The enthusiasts of highly extractive agriculture, euphemistically called the green revolution, based on “high input technology” — very liberal, often unbridled, quantities of chemical fertilisers, very expensive hybrid or Bt seeds, copious use of irrigation water — kept proclaiming the “success” of this revolution. But the poor and marginal farmers , primarily in the vast rainfed areas of the country, were simply left out.
Their farms remained parched, while their debts soared. The Vidarbha region of Maharashtra, where Bt cotton failed miserably in parched rainfed fields and farmers in thousands took their own lives, unable to repay the loan sharks, became a global shame. Only where rich farmers had access to assured irrigation water coupled with unbridled use of chemical fertilisers could Bt cotton perform well.
 
PDS leakages
Many farmers are unaware of the minimum support price. And, often, these farmers resort to distress sale of their produce to clear the loans from moneylenders, obtained at exorbitant interest rates. In collusion with unscrupulous local traders and commission agents, government agencies delay procurement of grains by, in some cases, as many as 50-60 days.

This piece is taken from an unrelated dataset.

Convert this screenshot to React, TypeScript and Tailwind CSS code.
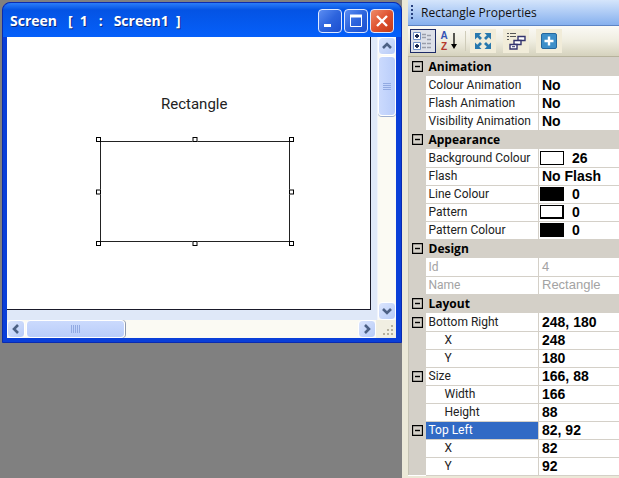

The poor end up spending more than 50 per cent of their meagre farm income buying food for mere subsistence, while the government procured grain in the FCI godowns finds its way into the hands of corrupt officials, middlemen and grain traders.
Though the contribution of India’s agriculture to the country’s GDP is 18 per cent and it provides employment to more than 60 per cent of the total workforce of the country, if one goes by the NSSO survey, the country is heading towards a crisis in agriculture. The Prime Minister would do well to rethink his ‘Make in India’ strategy. These poor and highly indebted farmers, most with no formal education, cannot be allowed to migrate to congested urban areas to eke out a miserable, daily wage-earner’s life.